**GOAL:** Output a single figure: the number of lines in which the word "styles" appears.

**SOURCE EXCERPT:**

-- -- --

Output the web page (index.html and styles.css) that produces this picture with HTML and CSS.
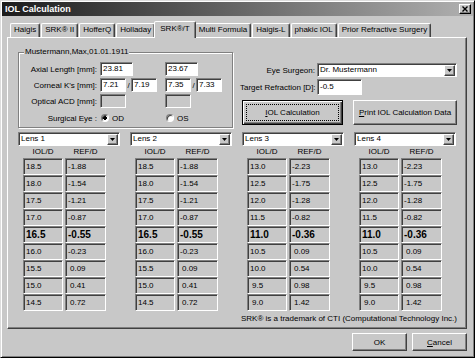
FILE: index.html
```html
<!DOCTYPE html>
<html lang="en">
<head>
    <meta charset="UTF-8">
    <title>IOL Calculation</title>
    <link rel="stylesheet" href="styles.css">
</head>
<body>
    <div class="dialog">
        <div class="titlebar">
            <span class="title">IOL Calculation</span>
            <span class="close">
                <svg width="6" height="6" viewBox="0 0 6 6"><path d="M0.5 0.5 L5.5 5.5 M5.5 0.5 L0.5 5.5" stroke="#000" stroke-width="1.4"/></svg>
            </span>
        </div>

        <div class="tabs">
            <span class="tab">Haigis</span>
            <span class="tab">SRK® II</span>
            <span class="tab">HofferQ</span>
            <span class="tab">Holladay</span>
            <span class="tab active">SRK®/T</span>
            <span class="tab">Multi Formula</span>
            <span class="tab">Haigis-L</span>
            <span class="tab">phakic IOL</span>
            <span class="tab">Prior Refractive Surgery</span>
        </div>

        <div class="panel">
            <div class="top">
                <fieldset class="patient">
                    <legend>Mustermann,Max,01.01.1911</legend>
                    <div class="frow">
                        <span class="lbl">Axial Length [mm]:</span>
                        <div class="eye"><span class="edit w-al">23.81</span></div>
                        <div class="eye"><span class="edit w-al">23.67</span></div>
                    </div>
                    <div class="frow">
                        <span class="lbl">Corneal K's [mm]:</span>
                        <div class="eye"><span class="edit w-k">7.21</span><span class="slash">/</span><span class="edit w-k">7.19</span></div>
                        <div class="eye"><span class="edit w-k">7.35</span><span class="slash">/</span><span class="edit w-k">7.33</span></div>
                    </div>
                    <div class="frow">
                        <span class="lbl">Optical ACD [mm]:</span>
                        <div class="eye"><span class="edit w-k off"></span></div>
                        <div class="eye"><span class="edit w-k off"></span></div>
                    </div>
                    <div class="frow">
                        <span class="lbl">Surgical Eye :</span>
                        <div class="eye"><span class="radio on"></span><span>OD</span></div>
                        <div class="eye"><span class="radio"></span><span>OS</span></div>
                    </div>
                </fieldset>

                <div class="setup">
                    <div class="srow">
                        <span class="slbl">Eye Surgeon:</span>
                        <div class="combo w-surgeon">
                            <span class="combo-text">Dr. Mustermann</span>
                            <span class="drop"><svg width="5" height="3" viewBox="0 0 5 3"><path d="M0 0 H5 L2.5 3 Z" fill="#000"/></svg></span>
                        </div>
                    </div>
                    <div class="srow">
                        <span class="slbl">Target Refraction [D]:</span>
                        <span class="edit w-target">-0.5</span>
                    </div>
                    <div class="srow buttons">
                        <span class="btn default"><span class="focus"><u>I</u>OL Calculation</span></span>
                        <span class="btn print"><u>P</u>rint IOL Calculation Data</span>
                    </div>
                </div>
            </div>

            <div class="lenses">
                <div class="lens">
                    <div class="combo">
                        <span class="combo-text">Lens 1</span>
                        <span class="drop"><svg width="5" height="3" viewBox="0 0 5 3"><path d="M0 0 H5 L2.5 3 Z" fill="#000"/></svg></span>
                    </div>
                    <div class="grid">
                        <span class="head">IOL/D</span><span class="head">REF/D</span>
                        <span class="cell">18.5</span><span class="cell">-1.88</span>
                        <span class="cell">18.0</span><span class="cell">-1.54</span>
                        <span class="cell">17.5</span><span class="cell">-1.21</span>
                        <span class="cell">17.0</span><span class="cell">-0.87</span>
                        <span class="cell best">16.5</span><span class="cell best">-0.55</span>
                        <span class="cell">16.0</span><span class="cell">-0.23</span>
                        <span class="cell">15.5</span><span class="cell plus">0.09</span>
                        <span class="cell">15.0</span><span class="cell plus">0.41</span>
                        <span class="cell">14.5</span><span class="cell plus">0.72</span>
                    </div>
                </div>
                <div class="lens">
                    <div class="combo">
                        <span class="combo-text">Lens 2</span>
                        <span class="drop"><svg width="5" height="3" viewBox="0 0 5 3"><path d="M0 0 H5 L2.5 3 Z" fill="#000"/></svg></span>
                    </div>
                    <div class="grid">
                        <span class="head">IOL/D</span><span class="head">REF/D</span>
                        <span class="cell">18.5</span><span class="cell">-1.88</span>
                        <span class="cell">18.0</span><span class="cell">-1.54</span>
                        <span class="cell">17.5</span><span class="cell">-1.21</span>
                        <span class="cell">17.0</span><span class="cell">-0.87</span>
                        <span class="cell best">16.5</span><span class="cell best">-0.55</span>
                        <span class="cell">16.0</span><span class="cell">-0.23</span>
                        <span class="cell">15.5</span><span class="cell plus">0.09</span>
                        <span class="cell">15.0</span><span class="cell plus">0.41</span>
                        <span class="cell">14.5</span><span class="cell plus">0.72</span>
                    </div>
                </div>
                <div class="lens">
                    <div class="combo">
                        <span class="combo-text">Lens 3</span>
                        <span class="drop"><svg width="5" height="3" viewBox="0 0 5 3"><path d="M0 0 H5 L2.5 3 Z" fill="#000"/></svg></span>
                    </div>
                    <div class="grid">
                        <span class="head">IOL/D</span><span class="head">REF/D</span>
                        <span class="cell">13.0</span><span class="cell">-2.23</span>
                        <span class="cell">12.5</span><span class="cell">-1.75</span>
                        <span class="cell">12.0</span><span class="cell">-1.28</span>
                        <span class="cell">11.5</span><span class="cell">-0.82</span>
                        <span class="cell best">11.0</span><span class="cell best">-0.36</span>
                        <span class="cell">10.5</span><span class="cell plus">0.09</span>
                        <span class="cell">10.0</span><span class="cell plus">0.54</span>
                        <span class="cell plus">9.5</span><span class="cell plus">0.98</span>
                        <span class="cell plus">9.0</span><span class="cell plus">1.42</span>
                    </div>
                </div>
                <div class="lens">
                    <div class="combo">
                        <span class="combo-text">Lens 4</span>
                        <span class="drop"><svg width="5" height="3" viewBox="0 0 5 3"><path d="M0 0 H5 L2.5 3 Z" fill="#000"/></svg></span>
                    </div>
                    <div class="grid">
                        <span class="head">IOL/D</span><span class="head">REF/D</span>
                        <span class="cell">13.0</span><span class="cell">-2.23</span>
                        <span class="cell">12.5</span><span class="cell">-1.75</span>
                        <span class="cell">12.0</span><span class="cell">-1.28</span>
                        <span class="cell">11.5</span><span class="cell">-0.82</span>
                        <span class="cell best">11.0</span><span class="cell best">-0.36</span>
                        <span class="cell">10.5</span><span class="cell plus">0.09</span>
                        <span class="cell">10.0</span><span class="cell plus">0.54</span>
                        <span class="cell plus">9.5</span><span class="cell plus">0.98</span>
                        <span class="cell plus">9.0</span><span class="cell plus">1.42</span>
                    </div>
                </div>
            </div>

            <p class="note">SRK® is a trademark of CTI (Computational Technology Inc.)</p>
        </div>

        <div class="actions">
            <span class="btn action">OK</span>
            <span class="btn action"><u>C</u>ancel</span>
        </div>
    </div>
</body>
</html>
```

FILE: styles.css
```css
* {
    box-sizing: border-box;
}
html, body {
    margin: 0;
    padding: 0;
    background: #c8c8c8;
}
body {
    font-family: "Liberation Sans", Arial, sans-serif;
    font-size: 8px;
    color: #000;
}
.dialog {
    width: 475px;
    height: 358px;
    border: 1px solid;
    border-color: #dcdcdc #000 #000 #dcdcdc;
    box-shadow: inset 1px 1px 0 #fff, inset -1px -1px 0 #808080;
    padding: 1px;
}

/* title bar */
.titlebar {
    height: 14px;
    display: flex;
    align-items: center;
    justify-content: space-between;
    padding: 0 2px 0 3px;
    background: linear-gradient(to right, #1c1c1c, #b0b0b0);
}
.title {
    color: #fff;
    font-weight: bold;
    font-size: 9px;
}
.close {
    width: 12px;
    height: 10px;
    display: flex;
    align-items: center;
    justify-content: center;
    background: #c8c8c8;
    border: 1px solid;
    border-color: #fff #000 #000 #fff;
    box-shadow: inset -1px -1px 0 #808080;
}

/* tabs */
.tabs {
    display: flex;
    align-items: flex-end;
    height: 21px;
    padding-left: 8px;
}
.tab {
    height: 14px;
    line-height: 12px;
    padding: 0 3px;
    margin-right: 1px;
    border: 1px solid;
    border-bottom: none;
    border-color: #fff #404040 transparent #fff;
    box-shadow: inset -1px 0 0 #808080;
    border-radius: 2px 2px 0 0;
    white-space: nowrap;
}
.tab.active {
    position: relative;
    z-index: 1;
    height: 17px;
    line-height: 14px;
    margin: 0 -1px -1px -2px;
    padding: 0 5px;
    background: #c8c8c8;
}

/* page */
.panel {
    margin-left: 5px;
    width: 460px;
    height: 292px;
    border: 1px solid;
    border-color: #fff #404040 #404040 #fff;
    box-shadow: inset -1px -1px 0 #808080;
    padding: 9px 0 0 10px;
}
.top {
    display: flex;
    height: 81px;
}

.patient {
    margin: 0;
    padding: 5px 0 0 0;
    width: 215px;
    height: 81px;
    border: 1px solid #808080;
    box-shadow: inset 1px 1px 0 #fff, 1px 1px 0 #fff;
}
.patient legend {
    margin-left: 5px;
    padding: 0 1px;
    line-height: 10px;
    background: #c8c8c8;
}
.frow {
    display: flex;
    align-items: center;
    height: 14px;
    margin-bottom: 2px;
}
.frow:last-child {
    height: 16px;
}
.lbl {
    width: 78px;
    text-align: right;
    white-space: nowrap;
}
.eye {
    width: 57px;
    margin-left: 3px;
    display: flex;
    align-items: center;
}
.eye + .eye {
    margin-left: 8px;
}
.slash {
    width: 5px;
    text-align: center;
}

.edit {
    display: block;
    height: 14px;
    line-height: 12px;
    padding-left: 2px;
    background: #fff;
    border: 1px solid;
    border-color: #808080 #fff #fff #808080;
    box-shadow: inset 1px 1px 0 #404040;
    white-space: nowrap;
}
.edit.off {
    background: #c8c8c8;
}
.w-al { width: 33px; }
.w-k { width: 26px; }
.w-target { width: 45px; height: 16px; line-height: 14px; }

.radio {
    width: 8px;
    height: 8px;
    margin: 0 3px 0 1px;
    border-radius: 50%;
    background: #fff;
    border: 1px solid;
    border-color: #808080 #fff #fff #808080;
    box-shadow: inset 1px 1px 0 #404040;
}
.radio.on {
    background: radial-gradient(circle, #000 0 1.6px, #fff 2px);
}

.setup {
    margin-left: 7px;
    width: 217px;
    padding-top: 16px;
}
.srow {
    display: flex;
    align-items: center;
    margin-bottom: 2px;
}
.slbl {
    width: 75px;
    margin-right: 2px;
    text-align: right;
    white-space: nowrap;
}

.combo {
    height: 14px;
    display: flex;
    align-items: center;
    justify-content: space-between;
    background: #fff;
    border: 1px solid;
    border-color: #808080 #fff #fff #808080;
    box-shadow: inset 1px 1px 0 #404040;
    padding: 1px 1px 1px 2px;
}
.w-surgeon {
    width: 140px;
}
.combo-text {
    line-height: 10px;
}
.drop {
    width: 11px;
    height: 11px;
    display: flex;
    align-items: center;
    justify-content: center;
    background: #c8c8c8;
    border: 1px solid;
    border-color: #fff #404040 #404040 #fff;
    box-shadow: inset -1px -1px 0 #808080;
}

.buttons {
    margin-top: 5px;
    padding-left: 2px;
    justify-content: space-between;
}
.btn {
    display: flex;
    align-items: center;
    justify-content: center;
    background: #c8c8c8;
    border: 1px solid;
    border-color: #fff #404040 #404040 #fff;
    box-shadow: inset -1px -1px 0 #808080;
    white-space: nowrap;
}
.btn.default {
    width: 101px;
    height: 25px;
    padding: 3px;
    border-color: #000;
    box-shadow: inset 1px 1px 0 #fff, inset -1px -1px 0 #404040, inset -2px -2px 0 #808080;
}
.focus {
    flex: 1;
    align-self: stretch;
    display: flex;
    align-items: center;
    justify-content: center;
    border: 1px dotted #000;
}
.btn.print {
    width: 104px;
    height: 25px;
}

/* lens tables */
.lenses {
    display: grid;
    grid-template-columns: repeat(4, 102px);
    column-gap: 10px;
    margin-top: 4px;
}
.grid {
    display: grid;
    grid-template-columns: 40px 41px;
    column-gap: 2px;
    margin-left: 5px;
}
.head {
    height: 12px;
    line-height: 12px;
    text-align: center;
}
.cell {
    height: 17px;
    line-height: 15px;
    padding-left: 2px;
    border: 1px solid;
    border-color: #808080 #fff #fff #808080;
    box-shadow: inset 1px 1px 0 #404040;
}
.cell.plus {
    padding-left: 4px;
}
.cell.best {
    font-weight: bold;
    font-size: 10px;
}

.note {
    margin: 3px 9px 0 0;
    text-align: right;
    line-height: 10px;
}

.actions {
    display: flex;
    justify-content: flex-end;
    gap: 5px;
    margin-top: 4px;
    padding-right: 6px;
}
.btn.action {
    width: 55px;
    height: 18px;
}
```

-- -- --

**THE RESPONSE:** 3